De chef mécanicien sur un yacht à aide-maçon.
De chef mécanicien sur un yacht en France avec un salaire intéressant, Jacques Zoel est passé à aide-maçon. C’est le seul travail qu’il a pu décrocher jusqu’ici. “Je n’ai pas honte de ce travail mais, il n’est pas régulier et le salaire n’est pas suffisant pour que je puisse nourrir mes enfants. Nous sommes en mode survie, les fins du mois sont très difficiles. Mes dettes s’accumulent et il y a des moments où je me suis retrouvé sans rien à cause du maigre salaire que je perçois. Sans le soutien des membres de ma famille, je ne sais pas ce que j’aurais fait.”
Rentré au pays en octobre 2019, Jacques Zoel a puisé dans ses économies, jusqu’à devoir prendre un autre emploi. “Ce métier rémunère bien mais il ne faut pas oublier que nous passons plusieurs mois dans l’année au chômage. Je ne travaille que pendant la saison estivale en Europe, soit de mars à octobre. Après ça, les bateaux vont en hivernage et je reste à quai.” Si en temps normal, ces économies lui permettent de tenir quelques mois, le fait qu’il soit resté bloqué à Maurice, a changé la donne.
“J’ai plusieurs certificats qui ne me servent à rien à terre”
Ses applications au sein de la Mauritius Ports Authority n’ont pas abouti jusqu’ici s’insurge-t-il. “On ne me prend pas malgré mes qualifications, j’ai du mal à comprendre.” Par ailleurs, ses autres applications ailleurs ont essuyé des refus également. “J’ai plusieurs certificats qui ne me servent à rien à terre et ce, même si, dans certains cas, c’est dans domaines similaires. Par exemple, j’ai fais une application pour un poste d’assistant chef ingénieur dans un hôtel que je n’ai pas pu avoir. C’est similaire à ce que je fais mais je ne suis pas éligible malgré tout.”

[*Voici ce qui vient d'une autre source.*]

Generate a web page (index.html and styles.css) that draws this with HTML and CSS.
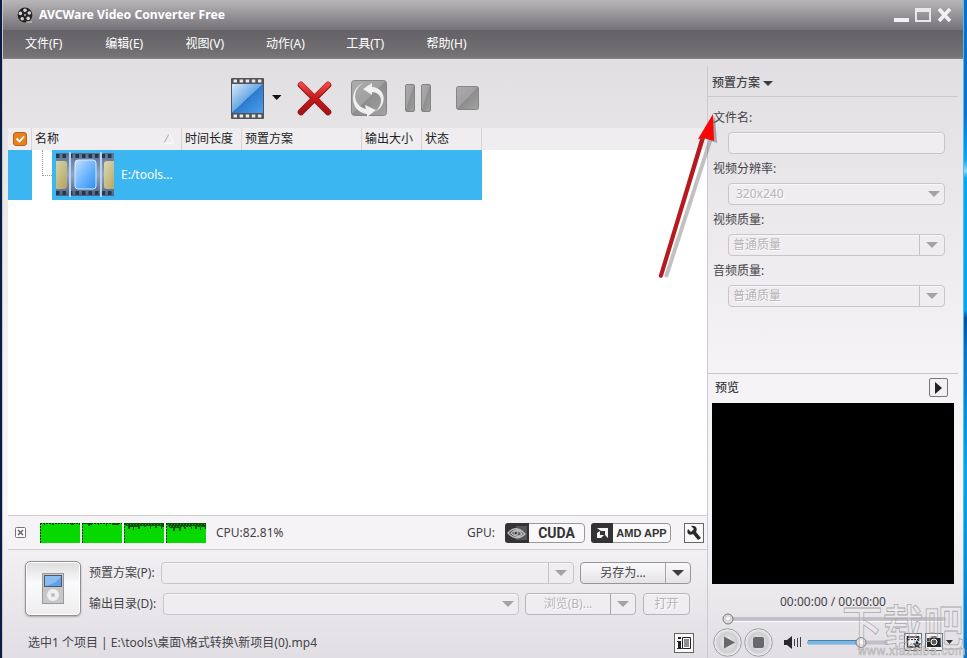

S’il ne trouve rien de concret à Maurice, ses tentatives à l’étranger se heurtent à un blocage également. Ce, parce que le brevet qu’il possède a besoin d’un upgrade. Les nouveaux yachts qui arrivent nécessitent un brevet de 1500 kilowatts alors que son brevet est de 750 kilowatts. Le problème pour lui, comme pour tous ceux dans son cas, est que ce brevet ne peut être obtenu qu’à l’étranger. “J’allais saisir l’occasion – comme j’allais être en France – pour prendre un brevet de 1500 kilowatts pour yacht. Malheureusement, la Covid-19 est arrivé. La demande est grande dans le domaine mais, sans ce brevet, vous êtes inéligible.”
“Je lance un appel au gouvernement”
Il fustige l’école navale qui, selon lui, ne fait rien pour améliorer la situation des marins mauriciens. “Nous sommes sous la Maritime Labour Convention, que Maurice a ratifié mais je n’ai pas la possibilité de passer des brevets ici malgré les infrastructures. C’est frustrant. Avec la situation dans laquelle je suis, je ne peux pas me permettre de payer les frais des cours ainsi que les billets d’avion et le logement. Il s’agit d’un cours de 6 mois. Je lance un appel au gouvernement pour qu’il aide les personnes qui sont comme moi dans cette situation. Il pourrait nous accorder un prêt que nous rembourserons évidement sitôt la situation rétablie.”
Sans compter les coûts liés aux renouvellement de ses brevets et ses certificats médicaux. “Les deux confondus me coutent environ Rs 12 000, sans eux, je n’ai aucune chance de trouver un travail dans mon domaine. Il faut donc que je sois à jour. Par les temps qui courent, il est difficile de trouver ces sommes.” En attendant de voir sa situation se débloquer, le marin se sens comme enfermé dans une cage. “Je tourne en rond alors que les fins du mois deviennent de plus en plus difficiles.”